Andrew Bolton, the curator behind the exhibition, said at a press preview that the show is intended to suggest that fashion can expand what art can mean. That premise gives the installation a clear intellectual frame. It also exposes its limits. The Costume Institute has become known over the past decade for lavish presentations of clothing, amplified by the Met Gala’s celebrity machinery and the museum’s appetite for spectacle. Here, the focus shifts from display to argument.

At its strongest, “Costume Art” makes that argument with precision. A 1997 Jean Paul Gaultier shirt is shown with a 1971 drawing by Joe Brainard. Both works feature heart-shaped tattoos across male chests, and both artists died of AIDS-related causes. The pairing is not just visually resonant; it places the two works within a shared queer lineage and gives the room a quiet emotional weight.

Elsewhere, the exhibition is less exacting. An Ottolinger dress with its sides ripped away is paired with a painting by Adriana Varejão, who is representing Brazil at this year’s Venice Biennale. Varejão’s work evokes Portuguese azulejo tiles torn open to reveal flesh beneath, a metaphor for colonial violence in Brazil. The wall text makes that context clear, but the curatorial link to the dress feels more asserted than earned.
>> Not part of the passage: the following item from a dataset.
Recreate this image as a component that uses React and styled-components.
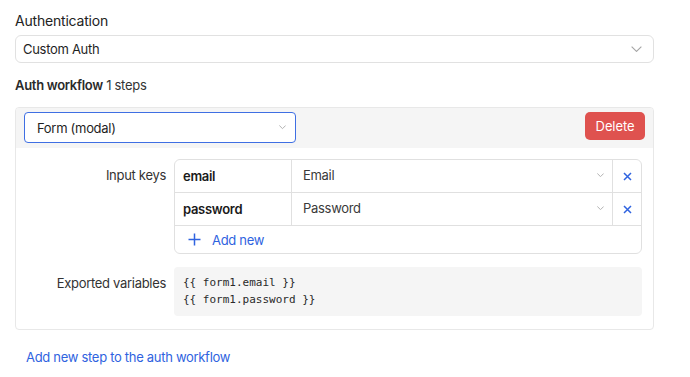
import React from "react";
import styled, { createGlobalStyle } from "styled-components";

const Global = createGlobalStyle`
  html, body { margin: 0; padding: 0; background: #fff; }
  body { font-family: Inter, "Noto Sans", sans-serif; color: #1d1d1f; letter-spacing: -0.3px; }
`;

const Page = styled.div`
  width: 639px;
  padding: 12px 0 0 15px;
  display: flex;
  flex-direction: column;
`;

const FieldLabel = styled.div`
  font-size: 14px;
  line-height: 17px;
  color: #222;
  margin-bottom: 6px;
  letter-spacing: -0.2px;
`;

const Select = styled.div`
  box-sizing: border-box;
  height: ${(p) => p.$h || 28}px;
  width: ${(p) => (p.$w ? p.$w + "px" : "100%")};
  border: 1px solid ${(p) => (p.$focus ? "#3f6fe3" : "#e1e1e1")};
  border-radius: ${(p) => (p.$focus ? 4 : 6)}px;
  background: #fff;
  display: flex;
  align-items: center;
  justify-content: space-between;
  padding: 0 ${(p) => p.$pr || 11}px 0 ${(p) => p.$pl || 7}px;
  font-size: 13px;
  color: #1f1f1f;
`;

const SectionTitle = styled.div`
  font-size: 13px;
  line-height: 16px;
  color: #333;
  margin: 14px 0 14px;
  b { font-weight: 600; color: #2a2a2a; }
`;

const Card = styled.div`
  border: 1px solid #e8e8e8;
  border-radius: 4px;
  overflow: hidden;
`;

const CardHeader = styled.div`
  background: #f5f5f5;
  height: 40px;
  box-sizing: border-box;
  padding: 4px 8px 0 8px;
  display: flex;
  justify-content: space-between;
  align-items: flex-start;
`;

const DeleteButton = styled.button`
  height: 28px;
  width: 60px;
  border: none;
  border-radius: 5px;
  background: #df524f;
  color: #fff;
  font-family: inherit;
  font-size: 13px;
  letter-spacing: -0.1px;
  padding: 0;
`;

const CardBody = styled.div`
  display: grid;
  grid-template-columns: 150px 468px;
  column-gap: 8px;
  row-gap: 13px;
  padding: 11px 11px 13px 0;
`;

const RowLabel = styled.div`
  text-align: right;
  font-size: 13px;
  color: #333;
  padding-top: ${(p) => p.$pt}px;
`;

const Table = styled.div`
  border: 1px solid #e0e0e0;
  border-radius: 6px;
  overflow: hidden;
`;

const KeyRow = styled.div`
  display: grid;
  grid-template-columns: 116px 1fr 29px;
  height: 32px;
  border-bottom: 1px solid #e0e0e0;
  & > div + div { border-left: 1px solid #e0e0e0; }
`;

const KeyCell = styled.div`
  display: flex;
  align-items: center;
  padding-left: 8px;
  font-size: 13px;
  font-weight: 600;
  color: #1a1a1a;
`;

const ValueCell = styled.div`
  display: flex;
  align-items: center;
  justify-content: space-between;
  padding: 0 8px 0 11px;
  font-size: 13px;
  color: #3a3a3a;
  padding-bottom: ${(p) => (p.$up ? 2 : 0)}px;
`;

const RemoveCell = styled.div`
  display: flex;
  align-items: center;
  justify-content: center;
`;

const AddRow = styled.div`
  height: 27px;
  display: flex;
  align-items: center;
  gap: 11px;
  padding-left: 13px;
  font-size: 13px;
  color: #2f63e0;
`;

const Code = styled.div`
  background: #f5f5f5;
  border-radius: 4px;
  padding: 8px 9px;
  height: 49px;
  box-sizing: border-box;
  font-family: "DejaVu Sans Mono", "Liberation Mono", monospace;
  font-size: 11px;
  letter-spacing: 0;
  line-height: 16.5px;
  color: #2a2a2a;
  white-space: pre;
`;

const Link = styled.a`
  margin: 19px 0 0 11px;
  font-size: 13px;
  color: #2f63e0;
  text-decoration: none;
`;

const Chevron = ({ w = 10, color = "#9a9a9a" }) => (
  <svg width={w} height={w / 2 + 1} viewBox="0 0 10 6" fill="none">
    <path d="M0.5 0.5 L5 5 L9.5 0.5" stroke={color} strokeWidth={w > 8 ? 1 : 1.4} />
  </svg>
);

const XIcon = () => (
  <svg width="9" height="9" viewBox="0 0 9 9">
    <path d="M1 1 L8 8 M8 1 L1 8" stroke="#2f63e0" strokeWidth="1.5" />
  </svg>
);

const Plus = () => (
  <svg width="13" height="13" viewBox="0 0 13 13">
    <path d="M6.5 0.5 V12.5 M0.5 6.5 H12.5" stroke="#2f63e0" strokeWidth="1.5" />
  </svg>
);

const keys = [
  { key: "email", value: "Email" },
  { key: "password", value: "Password" },
];

export default function App() {
  return (
    <>
      <Global />
      <Page>
        <FieldLabel>Authentication</FieldLabel>
        <Select>
          <span>Custom Auth</span>
          <Chevron w={11} color="#a5a5a5" />
        </Select>
        <SectionTitle>
          <b>Auth workflow</b> 1 steps
        </SectionTitle>
        <Card>
          <CardHeader>
            <Select $focus $w={272} $h={31} $pl={12} $pr={9}>
              <span>Form (modal)</span>
              <Chevron w={7} color="#b0b0b0" />
            </Select>
            <DeleteButton>Delete</DeleteButton>
          </CardHeader>
          <CardBody>
            <RowLabel $pt={8}>Input keys</RowLabel>
            <Table>
              {keys.map((k) => (
                <KeyRow key={k.key}>
                  <KeyCell>{k.key}</KeyCell>
                  <ValueCell $up>
                    <span>{k.value}</span>
                    <Chevron w={7} color="#b0b0b0" />
                  </ValueCell>
                  <RemoveCell>
                    <XIcon />
                  </RemoveCell>
                </KeyRow>
              ))}
              <AddRow>
                <Plus />
                <span>Add new</span>
              </AddRow>
            </Table>
            <RowLabel $pt={8}>Exported variables</RowLabel>
            <Code>{"{{ form1.email }}\n{{ form1.password }}"}</Code>
          </CardBody>
        </Card>
        <Link href="#">Add new step to the auth workflow</Link>
      </Page>
    </>
  );
}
Other pairings follow a similar pattern. A Willem de Kooning lithograph hangs near a Nadia Pinkney coat. A Nahum B. Zenil painting is placed beside a Yohji Yamamoto dress. In a disability section, mannequins in wheelchairs wear Levi Strauss & Co. and Lou Dehrot denim beneath a photograph by Nolan Trowe. Elsewhere, a black Gaultier dress worn by Nicole Kidman at the 2001 premiere of Moulin Rouge! is shown with a 2004 Adam McEwen painting presented as an obituary for Kidman. The exhibition keeps reaching for meaning through adjacency, but not every pairing produces a convincing one.

That unevenness is what makes “Costume Art” such a revealing test case. The show is not simply asking whether fashion belongs in a museum. It is asking whether comparison itself can generate insight, or whether proximity alone is too thin a basis for interpretation.